The problem of segmenting the image and/or the video content into meaningful pieces of information is of crucial importance for further steps such as 3-D shape reconstruction, object and event recognition, etc.

One interesting and promising segmentation paradigm consists in segmenting a video into layers, a static layer (the background) and a dynamic layer (the foreground). This segmentation process can be based on a variety of image cues such as motion, color, depth discontinuities, etc. In the recent past we developped a method for separating moving objects from a static background that is based on a combination of motion detection and color segmentation. The method performs well with both static and rotating cameras.

Another challenging segmentation paradigm is to extract silhouettes. It is well known both in computational vision and in psychophysics that the 2-D silhouettes (as seen in an image or on the retina) of a 3-D object implicitly encodes the geometry of the object. In the case of a moving object, the 3-D geometry can be recovered from silhouettes which are observed simultaneously by several synchronized cameras.

Nevertheless, the automatic extraction of image silhouettes is still a bottleneck thus inhibiting the development of 3-D shape reconstruction. Silhouette extraction is also known as rotoscoping — a widely used technique for motion picture special effects. The output of rotoscoping is a digital matte or a mask which separates the foreground figure from the background. Rotoscoping or matting is currently used for advanced computer animation as well. No effective solution to automatic matting exists today that meets the quality achievable by a human operator.

Within this task we will develop a silhouette extraction method with the following characteristics in mind: robust detection and accurate localisation.

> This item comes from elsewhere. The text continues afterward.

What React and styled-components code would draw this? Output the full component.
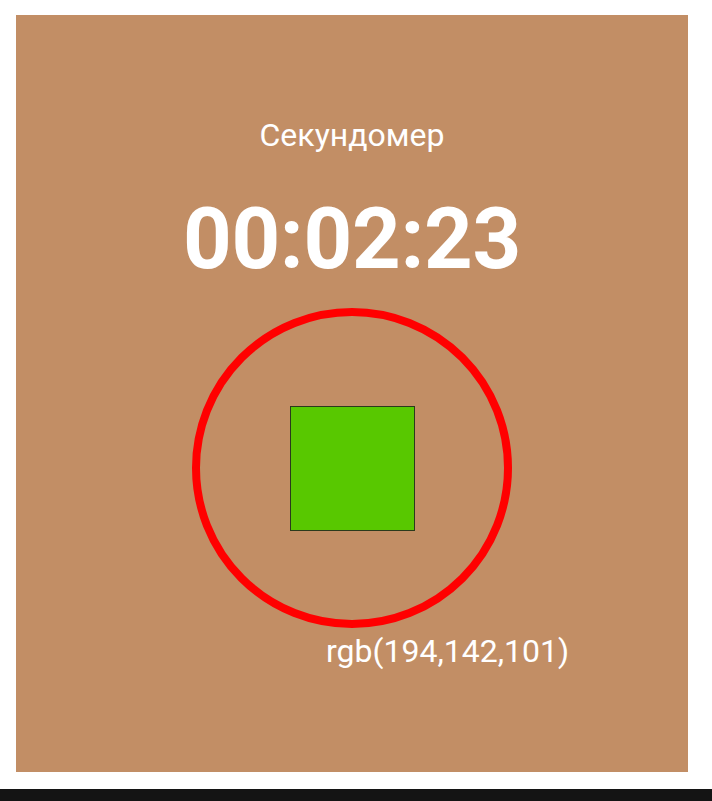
import styled, { createGlobalStyle } from "styled-components"

const GlobalStyle = createGlobalStyle`
    html, body {
        margin: 0;
        padding: 0;
        background: #ffffff;
        font-family: Roboto, "Noto Sans", sans-serif;
    }
`

const Page = styled.div`
    padding: 15px 24px 0 16px;
    display: flex;
    flex-direction: column;
`

const Panel = styled.div`
    height: 757px;
    background-color: rgb(194, 142, 101);
    display: flex;
    flex-direction: column;
    align-items: center;
    padding-top: 102px;
    box-sizing: border-box;
    color: #ffffff;
`

const Title = styled.div`
    font-size: 32px;
    line-height: 37px;
    font-weight: 400;
`

const Time = styled.div`
    margin-top: 34px;
    font-size: 85px;
    line-height: 103px;
    font-weight: 700;
    letter-spacing: -0.3px;
`

const Ring = styled.div`
    margin-top: 17px;
    width: 320px;
    height: 320px;
    box-sizing: border-box;
    border: 8px solid #ff0000;
    border-radius: 50%;
    display: flex;
    align-items: center;
    justify-content: center;
    cursor: pointer;
`

const StopSquare = styled.div`
    width: 125px;
    height: 125px;
    box-sizing: border-box;
    background-color: #58c800;
    border: 1px solid #2b3a1c;
`

const ColorLabel = styled.div`
    margin-top: 5px;
    align-self: flex-start;
    margin-left: 310px;
    font-size: 32px;
    line-height: 37px;
`

const Footer = styled.div`
    margin: 17px -24px 0 -16px;
    height: 12px;
    background-color: #141414;
`

const App = () => {
    return (
        <>
            <GlobalStyle />
            <Page>
                <Panel>
                    <Title>Секундомер</Title>
                    <Time>00:02:23</Time>
                    <Ring>
                        <StopSquare />
                    </Ring>
                    <ColorLabel>rgb(194,142,101)</ColorLabel>
                </Panel>
                <Footer />
            </Page>
        </>
    )
}

export default App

Robust detection of silhouettes will be achieved through statistical modelling of both background and foreground. We will consider the spatial, spectral, and temporal information of pixels to model complex backgrounds. These pieces of information will be used to build a dynamic background model — a model which will continuosly update the knowledge about the background. Classification of pixels into three classes (foreground, background, and silhouette) will be cast into a Bayesian-decision framework.